Between 1240 and 1247 the original course of the Frome (roughly from The Glassboat at Bristol Bridge along Baldwin and St Stevens Streets) to its current course to provide more dock space. The dug out section was called The New Channel.

In The Port of Bristol in the Middle Ages by JW Sherborne – 1971 – Bristol Historical Association he says:

On 27 April 1240, after digging had already started, Henry III ordered the men of Redcliffe to help the burgesses of Bristol who ‘for the common good of the whole town of Bristol as of your suburb have begun a trench in the Marsh of St. Augustine (so) that ships coming to our port of Bristol may enter and leave more freely and without impediment.’

Former Mouth of Frome at Bristol Bridge?

According to The Bristol Packet boat company the left hand section of Bristol Bridge (seen from South) is the former mouth of the Frome. It is undoubtedly close to the right spot but it is strange that since 1247 when the river was diverted it has survived several major rebuilds of the bridge, but perhaps there is still water flowing along the old course?
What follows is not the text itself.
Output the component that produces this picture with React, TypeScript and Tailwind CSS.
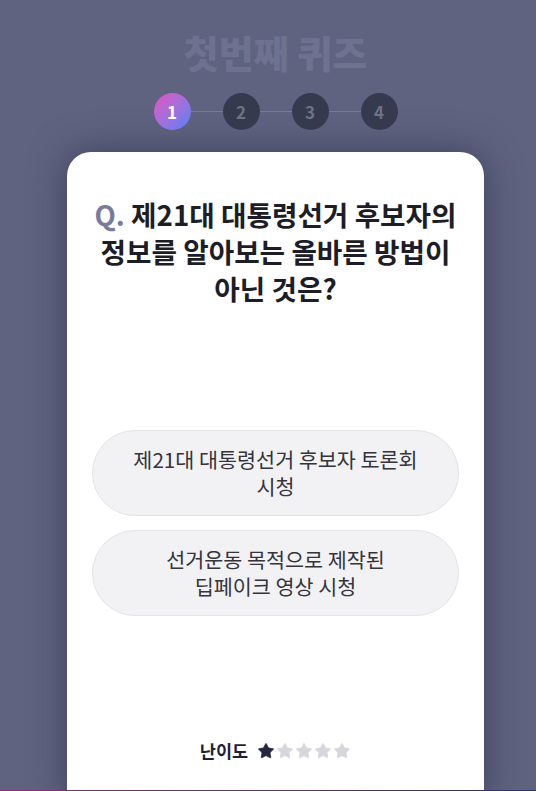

However, the exact route is the subject of some debate. In The Port of Bristol in the Middle Ages by JW Sherborne – 1971 – Bristol Historical Association he says:

The area of marsh involved requires careful attention as it supplies the key to an important topographical problem, the course of the Frome before its diversion. Two answers have found favour. One was written in the later fifteenth century by William Worcester who recorded Bristol tradition on this matter. His description became the orthodoxy of Bristol history until 1821-23 when Samuel Seyer published his distinguished Memoirs of Bristol, in which he attempted a substantial modification of what Worcester had written. His ideas have been followed by most subsequent writers. Although Worcester is sometimes hard to understand, with respect to the Frome he is clear. Before its diversion, he says, the river flowed from Frome Gate Bridge past the east end of St. Stephen’s church along Pill Street and the south side of Baldwin Street, joining the Avon below the bridge. Seyer, however, decided that ‘the current through Baldwin Street was formed artificially as a town ditch’ and that ‘the natural current of the Frome must have been through the marsh’, i.e. some distance to the south of Baldwin Street.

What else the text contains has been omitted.